Instructions for the task |
Repeat all the material exactly; pictures stay out of your copy.

Data shown |
....

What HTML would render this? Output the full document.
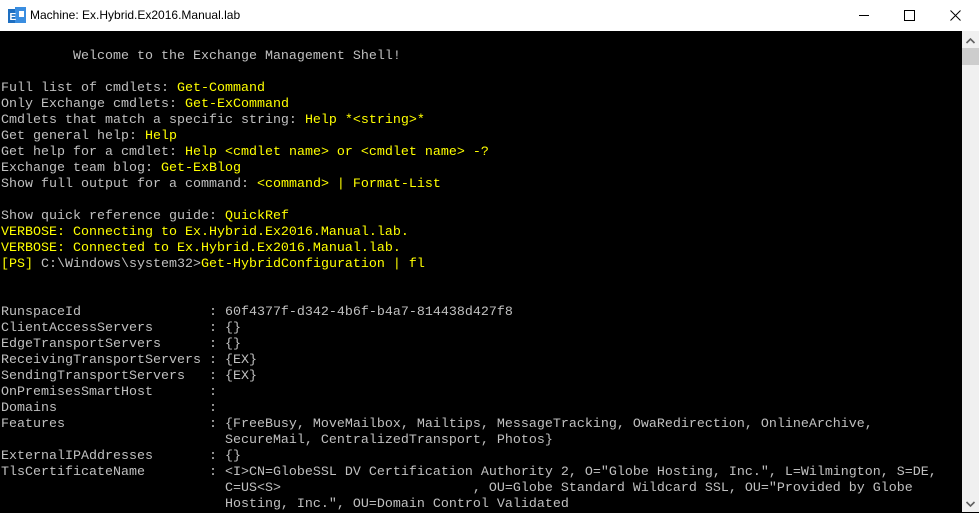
<!DOCTYPE html>
<html><head><meta charset="utf-8"><style>
*{margin:0;padding:0}
body{width:979px;height:512px;overflow:hidden;background:#000;position:relative;font-family:"Liberation Sans",sans-serif}
#tb{position:absolute;left:0;top:0;width:979px;height:31px;background:#fff}
#tt{position:absolute;left:30px;top:8px;font-size:12px;color:#000}
#con{position:absolute;left:0;top:31px;width:962px;height:481px;background:#000}
pre{position:absolute;left:1px;top:18px;font-family:"Liberation Mono",monospace;font-size:13.33px;line-height:16px;color:#c0c0c0;white-space:pre}
.y{color:#ffff00}
#sb{position:absolute;left:962px;top:31px;width:17px;height:481px;background:#f0f0f0}
#th{position:absolute;left:962px;top:48px;width:17px;height:17px;background:#cdcdcd}
</style></head><body>
<div id="tb">
<svg style="position:absolute;left:8px;top:7px" width="18" height="18" viewBox="0 0 18 18"><rect x="0" y="2" width="10" height="14" fill="#1e6fc1"/><rect x="7" y="0" width="11" height="16" fill="#3a8de0"/><text x="1.5" y="13" font-size="10" fill="#fff" font-family="Liberation Sans" font-weight="bold">E</text><rect x="11" y="4" width="5" height="6" fill="#fff"/></svg>
<div id="tt">Machine: Ex.Hybrid.Ex2016.Manual.lab</div>
<div style="position:absolute;left:859px;top:15px;width:10px;height:1px;background:#000"></div>
<div style="position:absolute;left:904px;top:10px;width:9px;height:9px;border:1px solid #000"></div>
<svg style="position:absolute;left:950px;top:10px" width="11" height="11"><path d="M0.5 0.5L10.5 10.5M10.5 0.5L0.5 10.5" stroke="#000" stroke-width="1"/></svg>
</div>
<div id="con"><pre>         Welcome to the Exchange Management Shell!

Full list of cmdlets: <span class="y">Get-Command</span>
Only Exchange cmdlets: <span class="y">Get-ExCommand</span>
Cmdlets that match a specific string: <span class="y">Help *&lt;string&gt;*</span>
Get general help: <span class="y">Help</span>
Get help for a cmdlet: <span class="y">Help &lt;cmdlet name&gt; or &lt;cmdlet name&gt; -?</span>
Exchange team blog: <span class="y">Get-ExBlog</span>
Show full output for a command: <span class="y">&lt;command&gt; | Format-List</span>

Show quick reference guide: <span class="y">QuickRef</span>
<span class="y">VERBOSE: Connecting to Ex.Hybrid.Ex2016.Manual.lab.</span>
<span class="y">VERBOSE: Connected to Ex.Hybrid.Ex2016.Manual.lab.</span>
<span class="y">[PS]</span> C:\Windows\system32&gt;<span class="y">Get-HybridConfiguration | fl</span>


RunspaceId                : 60f4377f-d342-4b6f-b4a7-814438d427f8
ClientAccessServers       : {}
EdgeTransportServers      : {}
ReceivingTransportServers : {EX}
SendingTransportServers   : {EX}
OnPremisesSmartHost       :
Domains                   :
Features                  : {FreeBusy, MoveMailbox, Mailtips, MessageTracking, OwaRedirection, OnlineArchive,
                            SecureMail, CentralizedTransport, Photos}
ExternalIPAddresses       : {}
TlsCertificateName        : &lt;I&gt;CN=GlobeSSL DV Certification Authority 2, O="Globe Hosting, Inc.", L=Wilmington, S=DE,
                            C=US&lt;S&gt;                        , OU=Globe Standard Wildcard SSL, OU="Provided by Globe
                            Hosting, Inc.", OU=Domain Control Validated</pre></div>
<div id="sb"></div><div id="th"></div>
<svg style="position:absolute;left:965px;top:37px" width="11" height="8"><path d="M1.5 6L5.5 2L9.5 6" stroke="#606060" stroke-width="1.6" fill="none"/></svg>
<svg style="position:absolute;left:965px;top:500px" width="11" height="8"><path d="M1.5 2L5.5 6L9.5 2" stroke="#606060" stroke-width="1.6" fill="none"/></svg>
</body></html>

....

Solution to this exercise |
What HTML would render this? Output the full document.
<!DOCTYPE html>
<html><head><meta charset="utf-8"><style>
*{margin:0;padding:0}
body{width:979px;height:512px;overflow:hidden;background:#000;position:relative;font-family:"Liberation Sans",sans-serif}
#tb{position:absolute;left:0;top:0;width:979px;height:31px;background:#fff}
#tt{position:absolute;left:30px;top:8px;font-size:12px;color:#000}
#con{position:absolute;left:0;top:31px;width:962px;height:481px;background:#000}
pre{position:absolute;left:1px;top:18px;font-family:"Liberation Mono",monospace;font-size:13.33px;line-height:16px;color:#c0c0c0;white-space:pre}
.y{color:#ffff00}
#sb{position:absolute;left:962px;top:31px;width:17px;height:481px;background:#f0f0f0}
#th{position:absolute;left:962px;top:48px;width:17px;height:17px;background:#cdcdcd}
</style></head><body>
<div id="tb">
<svg style="position:absolute;left:8px;top:7px" width="18" height="18" viewBox="0 0 18 18"><rect x="0" y="2" width="10" height="14" fill="#1e6fc1"/><rect x="7" y="0" width="11" height="16" fill="#3a8de0"/><text x="1.5" y="13" font-size="10" fill="#fff" font-family="Liberation Sans" font-weight="bold">E</text><rect x="11" y="4" width="5" height="6" fill="#fff"/></svg>
<div id="tt">Machine: Ex.Hybrid.Ex2016.Manual.lab</div>
<div style="position:absolute;left:859px;top:15px;width:10px;height:1px;background:#000"></div>
<div style="position:absolute;left:904px;top:10px;width:9px;height:9px;border:1px solid #000"></div>
<svg style="position:absolute;left:950px;top:10px" width="11" height="11"><path d="M0.5 0.5L10.5 10.5M10.5 0.5L0.5 10.5" stroke="#000" stroke-width="1"/></svg>
</div>
<div id="con"><pre>         Welcome to the Exchange Management Shell!

Full list of cmdlets: <span class="y">Get-Command</span>
Only Exchange cmdlets: <span class="y">Get-ExCommand</span>
Cmdlets that match a specific string: <span class="y">Help *&lt;string&gt;*</span>
Get general help: <span class="y">Help</span>
Get help for a cmdlet: <span class="y">Help &lt;cmdlet name&gt; or &lt;cmdlet name&gt; -?</span>
Exchange team blog: <span class="y">Get-ExBlog</span>
Show full output for a command: <span class="y">&lt;command&gt; | Format-List</span>

Show quick reference guide: <span class="y">QuickRef</span>
<span class="y">VERBOSE: Connecting to Ex.Hybrid.Ex2016.Manual.lab.</span>
<span class="y">VERBOSE: Connected to Ex.Hybrid.Ex2016.Manual.lab.</span>
<span class="y">[PS]</span> C:\Windows\system32&gt;<span class="y">Get-HybridConfiguration | fl</span>


RunspaceId                : 60f4377f-d342-4b6f-b4a7-814438d427f8
ClientAccessServers       : {}
EdgeTransportServers      : {}
ReceivingTransportServers : {EX}
SendingTransportServers   : {EX}
OnPremisesSmartHost       :
Domains                   :
Features                  : {FreeBusy, MoveMailbox, Mailtips, MessageTracking, OwaRedirection, OnlineArchive,
                            SecureMail, CentralizedTransport, Photos}
ExternalIPAddresses       : {}
TlsCertificateName        : &lt;I&gt;CN=GlobeSSL DV Certification Authority 2, O="Globe Hosting, Inc.", L=Wilmington, S=DE,
                            C=US&lt;S&gt;                        , OU=Globe Standard Wildcard SSL, OU="Provided by Globe
                            Hosting, Inc.", OU=Domain Control Validated</pre></div>
<div id="sb"></div><div id="th"></div>
<svg style="position:absolute;left:965px;top:37px" width="11" height="8"><path d="M1.5 6L5.5 2L9.5 6" stroke="#606060" stroke-width="1.6" fill="none"/></svg>
<svg style="position:absolute;left:965px;top:500px" width="11" height="8"><path d="M1.5 2L5.5 6L9.5 2" stroke="#606060" stroke-width="1.6" fill="none"/></svg>
</body></html>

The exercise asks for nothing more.